The problem originated from the unexpected interaction between two components: ASTContext::getAutoTypeInternal
and llvm::FoldingSetBase::FindNodeOrInsertPos
.
The smallest reproducer that triggers the bug looks like this:
template <typename>
concept C1 = true;
template <typename, auto>
concept C2 = true;
template <C1 auto V, C2<V> auto>
struct S;
When defining the template S
, we use two non-type template parameters: V
and an unnamed parameter (let’s call it X
). These parameters are stored in the AutoTypes
member of ASTContext
, which was originally a llvm::ContextualFoldingSet
. During this storing process, a FoldingSetID
is generated using various pieces of information, including the value of a pointer (to a type, IIRC). This pointer can vary between runs due to ASLR, leading to different hash values and potentially placing X
and V
in the same bucket.
This situation wouldn’t be problematic if llvm::FoldingSetBase
stored the FoldingSetID
of each entry. However, it doesn’t. Instead, it recalculates the FoldingSetID
each time it needs to compare entries. When the calculation involves an auto type, it triggers a recursive call to ASTContext::getAutoTypeInternal
, which in turn calls (several frames after) llvm::FoldingSetBase::FindNodeOrInsertPos
again. This recursive loop continues until it causes a stack overflow, crashing clang
.
The tricky part of debugging this issue was its random nature, happening in only about 10% of the runs.

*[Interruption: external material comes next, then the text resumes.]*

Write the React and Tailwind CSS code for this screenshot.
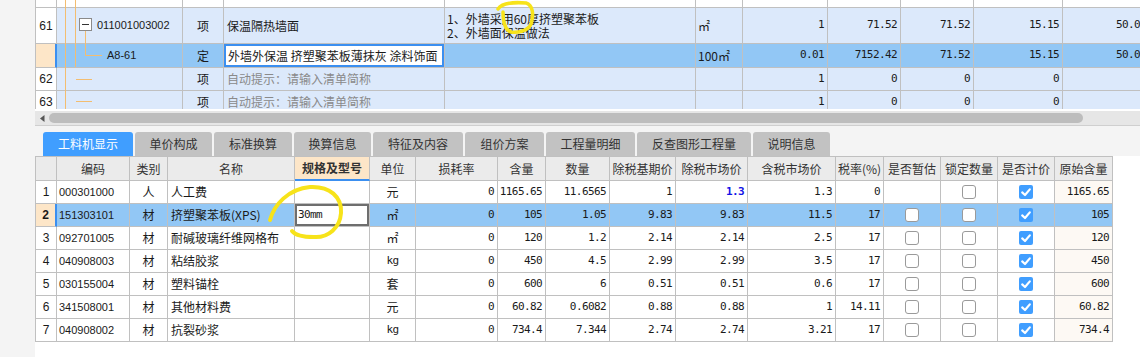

Even with gdb
attached, there was a chance of mis-stepping and causing the crash, requiring multiple reruns to catch another failure.
This is where rr
came in handy. By running rr
in a loop until a crash happened, I could consistently capture the failure. The loop looked something like this:
while true; do
rr record ./llvm/cmake-linux-debug/bin/clang -std=c++20 crash.cpp -c
if [ $? -ne 0 ]; then
break;
fi
rr rm clang-0
done
Once I captured a crash, the execution was recorded! I could use rr replay clang-0
to replay the execution as many times as needed, with the same outcome each time.
Additionally, with commands like reverse-continue
, even if I made a mistake and caused the crash, I could jump back in time to before the function call and continue debugging as if nothing had happened.
rr
proved to be an invaluable tool, and I regret not discovering it sooner, especially considering it has been around for over a decade.